◆ **Job**:
Of the lines listed below, how many contain the string "React"? Answer with the number alone.

◆ **Input material**:

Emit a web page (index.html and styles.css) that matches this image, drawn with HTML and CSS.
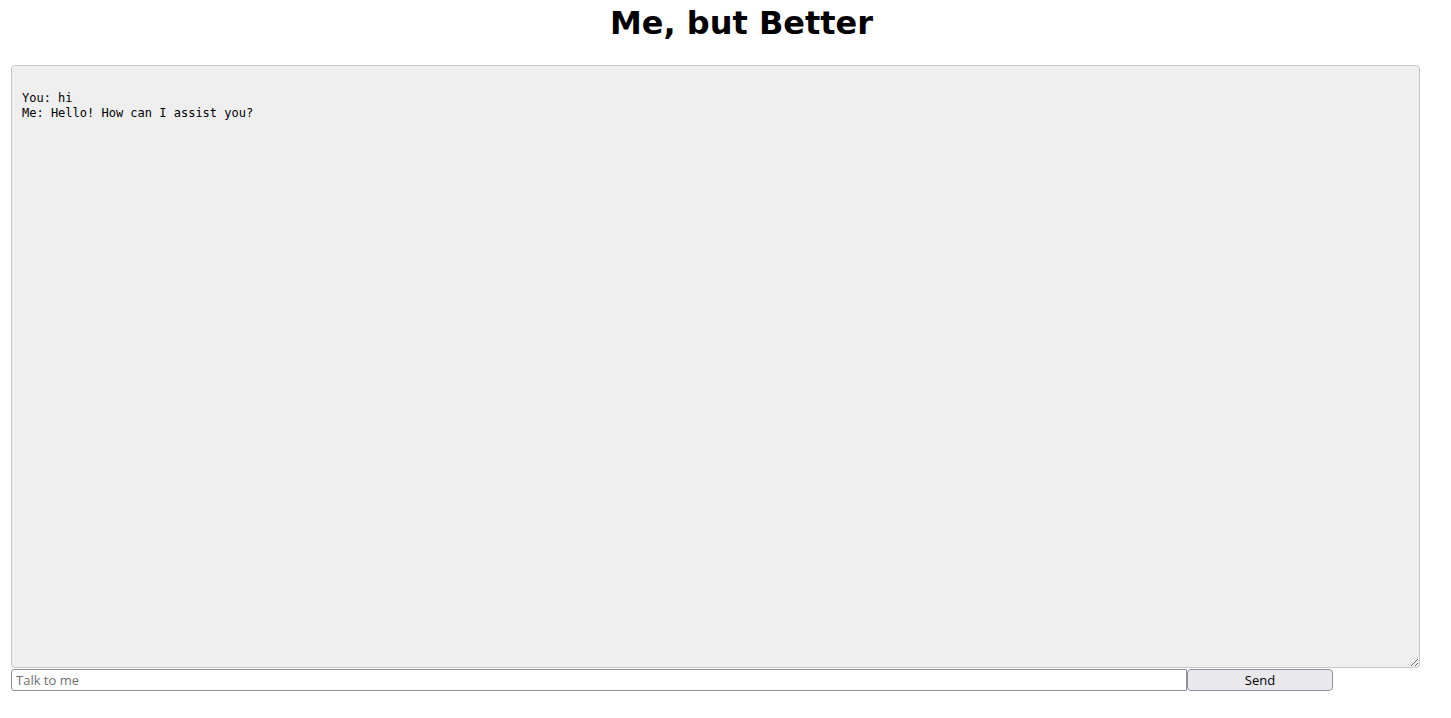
FILE: index.html
```html
<!DOCTYPE html>
<html>
<head>
<meta charset="utf-8">
<title>Me, but Better</title>
<link rel="stylesheet" href="styles.css">
</head>
<body>
<h1 class="title">Me, but Better</h1>
<div class="chat">
<textarea class="log" readonly>

You: hi
Me: Hello! How can I assist you?</textarea>
<form class="composer">
<input class="message" type="text" placeholder="Talk to me">
<button class="send" type="button">Send</button>
</form>
</div>
</body>
</html>
```
FILE: styles.css
```css
html, body {
  margin: 0;
  padding: 0;
  background: #ffffff;
}
body {
  font-family: "DejaVu Sans", sans-serif;
}
.title {
  margin: 5px 0 0;
  padding-left: 32px;
  text-align: center;
  font-family: "DejaVu Sans", sans-serif;
  font-weight: bold;
  font-size: 32px;
  line-height: 37px;
  color: #000;
}
.chat {
  margin: 23px 0 0 11px;
  display: flex;
  flex-direction: column;
  align-items: flex-start;
}
.log {
  box-sizing: border-box;
  width: 1409px;
  height: 603px;
  margin: 0;
  padding: 10px 10px 10px;
  background: #efefef;
  border: 1px solid #c6c6c6;
  border-radius: 4px;
  font-family: "DejaVu Sans Mono", monospace;
  font-size: 12px;
  line-height: 15px;
  color: #000;
  resize: both;
}
.composer {
  display: flex;
  margin: 1px 0 0;
}
.message {
  box-sizing: border-box;
  width: 1176px;
  height: 22px;
  margin: 0;
  padding: 0 4px;
  border: 1px solid #8f8f9d;
  border-radius: 3px 0 0 3px;
  font-family: "Open Sans", "Noto Sans", sans-serif;
  font-size: 13px;
  color: #000;
  background: #fff;
}
.message::placeholder {
  color: #6f6f6f;
}
.send {
  box-sizing: border-box;
  width: 146px;
  height: 22px;
  margin: 0;
  padding: 0;
  border: 1px solid #8f8f9d;
  border-radius: 4px;
  background: #e9e9ed;
  font-family: "Open Sans", "Noto Sans", sans-serif;
  font-size: 13px;
  color: #000;
}
```
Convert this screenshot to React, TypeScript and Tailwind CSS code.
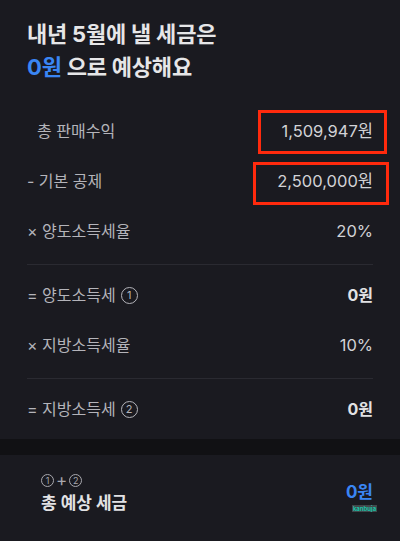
import React from "react";

const font = { fontFamily: 'Inter, "Noto Sans CJK KR", "Noto Sans", sans-serif' };

function Circ({ n, big }: { n: string; big?: boolean }) {
  return big ? (
    <span className="inline-flex h-[17px] w-[17px] items-center justify-center rounded-full border-[1.5px] border-[#b4b4ba] text-[11px] leading-none align-[-2px]">
      {n}
    </span>
  ) : (
    <span className="inline-flex h-[13px] w-[13px] items-center justify-center rounded-full border border-[#a8a8ae] text-[9px] leading-none">
      {n}
    </span>
  );
}

function Row({ label, value, bold, indent, box }: { label: React.ReactNode; value: string; bold?: boolean; indent?: boolean; box?: "a" | "b" }) {
  return (
    <div className="relative flex h-[50px] items-center justify-between">
      <span className={`flex items-center text-[16px] text-[#b4b4ba] ${indent ? "pl-[10px]" : ""}`}>{label}</span>
      <span className={`${bold ? "text-[16px] font-bold text-[#e2e2e4]" : "text-[16.5px] text-[#d2d2d6]"}`}>{value}</span>
      {box === "a" && <div className="absolute left-[231px] -right-[14px] top-[4px] bottom-[2px] border-[3px] border-[#ff2a0d]" />}
      {box === "b" && <div className="absolute left-[226px] -right-[16px] top-[6px] bottom-[1px] border-[3px] border-[#ff2a0d]" />}
    </div>
  );
}

export default function App() {
  return (
    <div style={font} className="w-[400px] h-[541px] bg-[#1a1a20] overflow-hidden">
      <div className="px-[27px] pt-[18px]">
        <div className="text-[22px] font-bold leading-[33px] text-[#e6e6e8] tracking-[-0.2px]">
          <div>내년 5월에 낼 세금은</div>
          <div>
            <span className="text-[#3a86f4]">0원</span> 으로 예상해요
          </div>
        </div>
      </div>
      <div className="px-[27px] pt-[22px]">
        <Row label="총 판매수익" value="1,509,947원" indent box="a" />
        <Row label="- 기본 공제" value="2,500,000원" box="b" />
        <Row label="× 양도소득세율" value="20%" />
        <div className="mt-[8px] h-px bg-[#2a2a31]" />
        <div className="mt-[5px]" />
        <Row label={<>= 양도소득세<span className="ml-[5px] inline-flex"><Circ n="1" big /></span></>} value="0원" bold />
        <Row label="× 지방소득세율" value="10%" />
        <div className="mt-[8px] h-px bg-[#2a2a31]" />
        <div className="mt-[5px]" />
        <Row label={<>= 지방소득세<span className="ml-[5px] inline-flex"><Circ n="2" big /></span></>} value="0원" bold />
      </div>
      <div className="mt-[5px] h-[16px] bg-[#111114]" />
      <div className="flex items-center justify-between pl-[41px] pr-[27px] pt-[15px]">
        <div>
          <div className="flex h-[20px] items-center gap-[2px] text-[#a8a8ae]">
            <Circ n="1" />
            <span className="text-[17px] leading-none">+</span>
            <Circ n="2" />
          </div>
          <div className="text-[17px] font-bold leading-[26px] text-[#e2e2e4]">총 예상 세금</div>
        </div>
        <div className="relative -mt-[2px] text-[17px] leading-[22px] font-bold text-[#3a86f4]">
          0원
          <span className="absolute left-[6px] top-[24px] text-[6px] leading-[7px] font-bold text-[#17c3a6] bg-[#e8fffa]/20 px-[1px]">kanbuja</span>
        </div>
      </div>
    </div>
  );
}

◆ **Correct result**:
3